We are also successfully working with community leaders to leverage both public and private investments in capital construction projects to create structured career-training opportunities for historically underserved communities, such as women, minorities and veterans. Through these efforts, and others, we now boast 100 pre-apprenticeship programs to ready students for the academic and real world challenges of being a union apprentice.

The Plant Vogtle Units 3 and 4 project in Georgia is a prime example.

They are the first new nuclear units to be built in the U.S. in over 30 years, and at peak construction will require the services of roughly 5,000 skilled craft professionals.

In order to satisfy the skilled workforce demands of a project of this magnitude, and in a rural location no less, North America's Building Trades Unions worked in partnership with Georgia Power and Southern Company, as well as the Augusta, GA Building Trades Council, to put in place a formalized apprenticeship-readiness program that would focus on the recruitment of people from historically neglected communities within the vicinity of the Vogtle site.

People like Dawn Renee Benitez, a one-time Staff Sergeant with the U.S. Army who served with distinction, earning an Iraq Campaign Medal with a Campaign Star. Like all too many of America's military veterans these days, Dawn found it increasingly difficult to find meaningful employment and career opportunities in civilian life.

But through the joint efforts of Southern Company, Georgia Power and North America's Building Trades Unions and its "Helmets to Hardhats" program, Dawn is now on the path to securing a stable and prosperous career as a union iron worker through an apprenticeship with Ironworkers Local 709 in Augusta, GA.

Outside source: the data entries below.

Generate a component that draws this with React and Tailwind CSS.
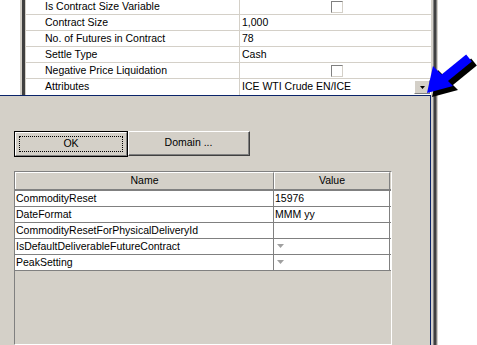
import React from "react";

const font = { fontFamily: '"Liberation Sans", Arial, sans-serif' };

function TopRow({ label, children, first, last }) {
  return (
    <div
      className={`flex ${first ? "h-[15px]" : "h-[16px]"} ${last ? "" : "border-b border-[#d4d0c8]"}`}
    >
      <div className="w-[214px] shrink-0 border-r border-[#d4d0c8] pl-[19px] flex items-center text-[10.5px] text-black">
        {label}
      </div>
      <div className="flex-1 flex items-center pl-[2px] text-[10.5px] text-black">{children}</div>
    </div>
  );
}

function Checkbox() {
  return (
    <div className="w-full flex justify-center">
      <div className="w-[12px] h-[12px] border border-t-[#808080] border-l-[#808080] border-b-[#d4d0c8] border-r-[#d4d0c8] bg-white" />
    </div>
  );
}

function GridRow({ name, value, arrow }) {
  return (
    <div className="flex h-[16px] bg-white border-b border-[#808080]">
      <div className="w-[259px] shrink-0 border-r border-[#808080] pl-[1px] flex items-center text-[10.5px] text-black">
        {name}
      </div>
      <div className="w-[116px] shrink-0 border-r border-[#808080] pl-[1px] flex items-center text-[10.5px] text-black">
        {value}
        {arrow && (
          <svg width="8" height="5" className="ml-[2px]">
            <polygon points="0,0 7,0 3.5,4" fill="#a0a0a0" />
          </svg>
        )}
      </div>
    </div>
  );
}

export default function App() {
  return (
    <div className="w-[477px] h-[345px] relative overflow-hidden bg-white flex" style={font}>
      {/* Left area: property grid + dialog */}
      <div className="w-[431px] shrink-0 flex flex-col">
        <div className="h-[95px] flex shrink-0">
          <div className="w-[20px] bg-white" />
          <div className="w-[2px] bg-[#d4d0c8]" />
          <div className="w-[3px] bg-[#404040]" />
          <div className="w-[1px] bg-[#d4d0c8]" />
          <div className="flex-1 flex flex-col bg-white">
            <TopRow label="Is Contract Size Variable" first>
              <Checkbox />
            </TopRow>
            <TopRow label="Contract Size">1,000</TopRow>
            <TopRow label="No. of Futures in Contract">78</TopRow>
            <TopRow label="Settle Type">Cash</TopRow>
            <TopRow label="Negative Price Liquidation">
              <Checkbox />
            </TopRow>
            <TopRow label="Attributes" last>
              <span className="flex-1">ICE WTI Crude EN/ICE</span>
              <div className="w-[16px] h-[14px] mr-[1px] bg-[#d4d0c8] border border-t-white border-l-white border-b-[#808080] border-r-[#808080] flex items-center justify-center">
                <svg width="5" height="3">
                  <polygon points="0,0 5,0 2.5,3" fill="#000" />
                </svg>
              </div>
            </TopRow>
          </div>
        </div>

        {/* Dialog */}
        <div className="flex-1 bg-[#d4d0c8] border-t border-r border-[#0a246a] flex flex-col pl-[14px]">
          <div className="flex mt-[35px]">
            <div className="w-[114px] h-[26px] border border-black">
              <div className="w-full h-full border border-t-white border-l-white border-b-[#808080] border-r-[#808080] flex items-center justify-center p-[3px]">
                <div className="w-full h-full border border-dotted border-black flex items-center justify-center text-[10.5px] text-black">
                  OK
                </div>
              </div>
            </div>
            <div className="w-[122px] h-[25px] ml-[0px] border border-t-white border-l-white border-b-[#404040] border-r-[#404040]">
              <div className="w-full h-full border-b border-r border-[#808080] flex items-center justify-center text-[10.5px] text-black">
                Domain ...
              </div>
            </div>
          </div>

          <div className="mt-[14px] w-[378px] flex-1 border border-t-[#808080] border-l-[#808080] border-b-white border-r-white flex flex-col">
            <div className="flex h-[19px] border-b-2 border-[#808080]">
              <div className="w-[259px] shrink-0 border-t border-l border-white border-r border-r-[#808080] bg-[#d4d0c8] flex items-center justify-center text-[10.5px] text-black">
                Name
              </div>
              <div className="w-[116px] shrink-0 border-t border-l border-white border-r border-r-[#808080] bg-[#d4d0c8] flex items-center justify-center text-[10.5px] text-black">
                Value
              </div>
            </div>
            <GridRow name="CommodityReset" value="15976" />
            <GridRow name="DateFormat" value="MMM yy" />
            <GridRow name="CommodityResetForPhysicalDeliveryId" value="" />
            <GridRow name="IsDefaultDeliverableFutureContract" value="" arrow />
            <GridRow name="PeakSetting" value="" arrow />
          </div>
        </div>
      </div>

      {/* Right splitter bars */}
      <div className="w-[2px] bg-[#d4d0c8]" />
      <div className="w-[1px] bg-[#808080]" />
      <div className="w-[2px] bg-[#404040]" />
      <div className="w-[1px] bg-[#808080]" />
      <div className="w-[1px] bg-[#d4d0c8]" />
      <div className="flex-1 bg-white" />

      {/* Pointer arrow */}
      <svg className="absolute left-0 top-0 pointer-events-none" width="477" height="345">
        <g transform="translate(5,4)">
          <line x1="469" y1="58" x2="442" y2="80" stroke="#000" strokeWidth="9" />
          <polygon points="427,93 433,66 453,86" fill="#000" />
        </g>
        <line x1="469" y1="58" x2="442" y2="80" stroke="#0000ff" strokeWidth="9" />
        <polygon points="427,93 433,66 453,86" fill="#0000ff" />
      </svg>
    </div>
  );
}
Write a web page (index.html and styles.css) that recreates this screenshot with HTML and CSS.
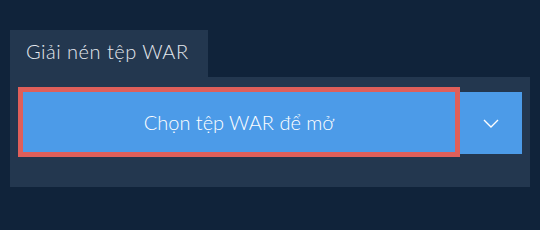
FILE: index.html
```html
<!DOCTYPE html>
<html lang="vi">
<head>
  <meta charset="UTF-8" />
  <title>Giải nén tệp WAR</title>
  <link rel="stylesheet" href="styles.css">
</head>
<body>
  <div class="tab">Giải nén tệp WAR</div>
  <div class="panel">
    <button class="open-btn">Chọn tệp WAR để mở</button>
    <button class="drop-btn" aria-label="Thêm">
      <svg width="16" height="9" viewBox="0 0 16 9">
        <path d="M1 1 L8 8 L15 1" fill="none" stroke="#fff" stroke-width="1.4"/>
      </svg>
    </button>
  </div>
</body>
</html>
```

FILE: styles.css
```css
body {
  margin: 0;
  background-color: #10233a;
  font-family: Lato, 'Noto Sans', sans-serif;
  width: 540px;
  height: 230px;
  overflow: hidden;
}

.tab {
  margin: 30px 0 0 10px;
  width: 198px;
  height: 47px;
  box-sizing: border-box;
  padding: 4px 0 0 16px;
  background-color: #23374f;
  color: #e4e8ee;
  font-size: 20px;
  font-weight: 300;
  letter-spacing: 0.5px;
  line-height: 34px;
}

.panel {
  margin: 0 10px;
  height: 110px;
  box-sizing: border-box;
  padding: 10px 8px;
  background-color: #23374f;
  display: flex;
  align-items: flex-start;
}

.open-btn {
  width: 442px;
  height: 70px;
  border: 5px solid #df5f5a;
  background-color: #4c9be8;
  color: #ffffff;
  font-family: Lato, 'Noto Sans', sans-serif;
  font-size: 20px;
  font-weight: 300;
  padding: 0;
  cursor: pointer;
}

.drop-btn {
  width: 62px;
  height: 62px;
  margin-top: 5px;
  border: none;
  padding: 0;
  background-color: #4c9be8;
  display: flex;
  align-items: center;
  justify-content: center;
  cursor: pointer;
}
```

As of June 2016, the Vogtle apprenticeship-readiness program had graduated 64 students, 80 percent of whom are persons of color; and 40 percent are women.

In real world terms, it means that in Right-to-Work states like Georgia, skilled craft professionals are averaging $30-35 an hour working at the Vogtle site. And that means those workers are more than able to provide for their families while receiving union-provided healthcare and pension benefits.

To be sure, for any given energy infrastructure project, there are three components - Industry, Labor, and Government.

Industry wants to grow, labor wants to create good middle class jobs, and the government wants safety and environmental concerns adequately addressed. But the third leg of this stool - government - is increasingly proving to be an adversary, instead of an advocate of the first two.

Comments from the current Administration such as "eliminating the dash for gas" are only superseded by the lack of support for gas to back-up the intermittent nature of renewable energy. There is also a less than ambitious support system for carbon capture and sequestration at power plants and industrial facilities; a virtual vendetta against hydraulic fracturing and enhanced oil recovery; and of course, there was the denial of the Keystone XL pipeline.

North America's Building trades unions stand ready to work with industry, with Congress, and with local governments and agencies, to find innovative funding mechanisms, sensible regulations and a collaborative tripartite relationship. Our desire is to bolster America's leadership in the energy industry and put a floor under the middle class while creating millions of family-sustaining, jobs, along with vast opportunities for career training in the skilled trades.

But training and education programs like ours must have market certainty. So when redundant regulations and politically-motivated lawsuits funded by billionaire environmental advocates are aimed squarely at killing energy infrastructure projects, it hinders our ability to create jobs and prepare the next generation of construction workers for tomorrow.

A major part of the solution to anemic economic growth, as well as job and wage stagnation, is staring us in the face.

All we have to do is create an atmosphere through which we can more easily reach out and grab it.